Initially, Heald was reluctant to add the blocking mechanic, in large part because of his desire to adhere to rules established by older games in the genre.
“Being a fancy pants illustrator and only being bothered with the aesthetic, I wanted my characters to hold shields purely because I thought they looked cool," says Heald. "I had no interest in adding blocking in, because that wasn’t really something you got in side-scrolling beat-‘em-ups. Blocking doesn’t really exist.”
"I had no interest in adding blocking in...It complicated things a lot in the sense that there was an entirely new input for the game with new actions.
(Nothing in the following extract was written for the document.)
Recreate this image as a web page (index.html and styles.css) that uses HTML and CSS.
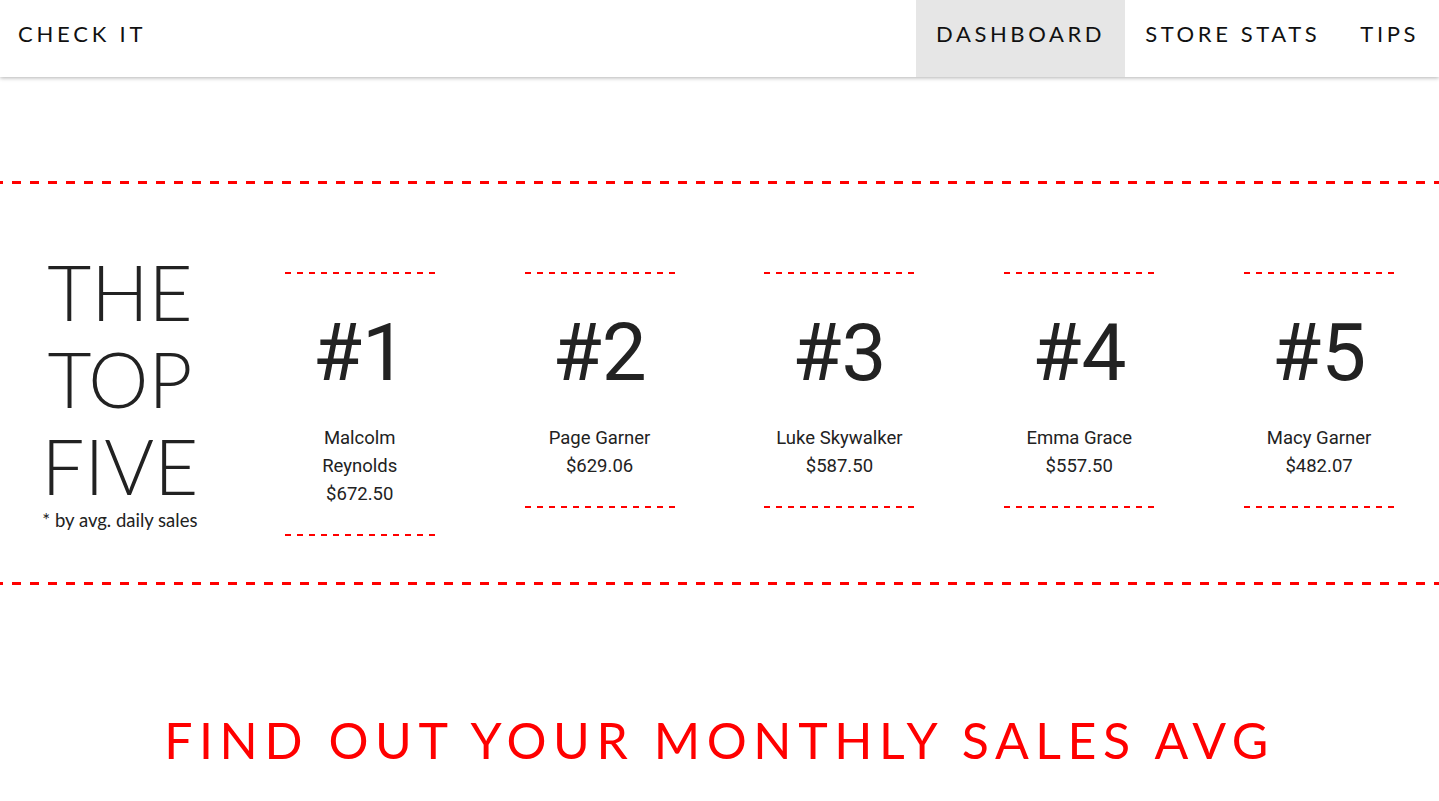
FILE: index.html
```html
<!DOCTYPE html>
<html lang="en">
<head>
<meta charset="utf-8">
<title>Check It</title>
<link rel="stylesheet" href="styles.css">
</head>
<body>
<header class="navbar">
  <div class="brand">CHECK IT</div>
  <nav class="nav">
    <a class="nav-item active" href="#">DASHBOARD</a>
    <a class="nav-item" href="#">STORE STATS</a>
    <a class="nav-item" href="#">TIPS</a>
  </nav>
</header>

<section class="top-five">
  <div class="title-col">
    <h1 class="title">THE<br>TOP<br>FIVE</h1>
    <p class="subtitle">* by avg. daily sales</p>
  </div>
  <div class="card">
    <div class="rank">#1</div>
    <div class="name">Malcolm<br>Reynolds</div>
    <div class="amount">$672.50</div>
  </div>
  <div class="card">
    <div class="rank">#2</div>
    <div class="name">Page Garner</div>
    <div class="amount">$629.06</div>
  </div>
  <div class="card">
    <div class="rank">#3</div>
    <div class="name">Luke Skywalker</div>
    <div class="amount">$587.50</div>
  </div>
  <div class="card">
    <div class="rank">#4</div>
    <div class="name">Emma Grace</div>
    <div class="amount">$557.50</div>
  </div>
  <div class="card">
    <div class="rank">#5</div>
    <div class="name">Macy Garner</div>
    <div class="amount">$482.07</div>
  </div>
</section>

<section class="monthly">
  <h2 class="monthly-title">FIND OUT YOUR MONTHLY SALES AVG</h2>
</section>
</body>
</html>
```

FILE: styles.css
```css
* { box-sizing: border-box; }

html, body {
  margin: 0;
  padding: 0;
  background: #fff;
  overflow: hidden;
}

body {
  font-family: Lato, "Liberation Sans", sans-serif;
  color: #222;
}

.navbar {
  height: 77px;
  display: flex;
  align-items: stretch;
  justify-content: space-between;
  background: #fff;
  box-shadow: 0 1px 4px rgba(0, 0, 0, 0.3);
  position: relative;
}

.brand {
  display: flex;
  align-items: center;
  padding: 0 0 10px 18px;
  font-size: 22px;
  font-weight: 400;
  letter-spacing: 3.8px;
  color: #111;
}

.nav {
  display: flex;
}

.nav-item {
  display: flex;
  align-items: center;
  padding: 0 20px 10px;
  font-size: 22px;
  letter-spacing: 3.6px;
  color: #111;
  text-decoration: none;
}

.nav-item.active {
  background: #e6e6e6;
}

.top-five {
  margin-top: 104px;
  height: 404px;
  display: grid;
  grid-template-columns: repeat(6, 1fr);
  align-items: start;
  padding-top: 91px;
  background:
    repeating-linear-gradient(to right, #ff0000 0 3px, transparent 3px 12px, #ff0000 12px 18px) left top / 100% 3px no-repeat,
    repeating-linear-gradient(to right, #ff0000 0 3px, transparent 3px 12px, #ff0000 12px 18px) left bottom / 100% 3px no-repeat;
}

.title-col {
  text-align: center;
  margin-top: -24px;
}

.title {
  margin: 0;
  font-size: 76px;
  font-weight: 300;
  line-height: 87px;
  color: #222;
}

.subtitle {
  margin: 0;
  font-size: 18.5px;
  line-height: 22px;
  font-weight: 400;
  color: #222;
}

.card {
  width: 150px;
  justify-self: center;
  text-align: center;
  font-family: Roboto, "Liberation Sans", sans-serif;
  padding: 2px 0 28px;
  background:
    repeating-linear-gradient(to right, #ff0000 0 6px, transparent 6px 12px) left top / 100% 2px no-repeat,
    repeating-linear-gradient(to right, #ff0000 0 6px, transparent 6px 12px) left bottom / 100% 2px no-repeat;
}

.rank {
  font-size: 80px;
  line-height: 1;
  margin-top: 39px;
  color: #222;
}

.name, .amount {
  font-size: 18.5px;
  line-height: 28px;
  color: #222;
}

.name {
  margin-top: 31px;
}

.monthly {
  text-align: center;
  padding-top: 125px;
}

.monthly-title {
  margin: 0;
  font-size: 50px;
  font-weight: 400;
  letter-spacing: 6.6px;
  color: #ff0000;
}
```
It opened up some nice opportunities though."
“It was after the initial combat design but still quite early on where people constantly brought up the fact that our characters were carrying shields but could not block," adds Johnstone. “It complicated things a lot in the sense that there was an entirely new input for the game with new actions."
However, he admits that "It opened up some nice opportunities though. Without blocking we wouldn’t have been able to add the perfect block slowdown counter attack moves which I find endlessly satisfying to execute.”
In the end, Wulverblade debuted in January as a love letter to classic beat-'em-ups with a few of its own unique twists. Devs may appreciate knowing that, when asked to reflect on what he might do differently if he could do it all over again, Heald wishes he'd made it easier to swap in new content.
“I would probably make it easier […] to change the character’s main weapon. Right now, it would be a case of a lot of redrawing to make that happen," he says. "Also, making characters more easily reskinnable would be another change. So, we can widen the character set with a lot more ease. [At the moment], it would be an absolute beast of a task.”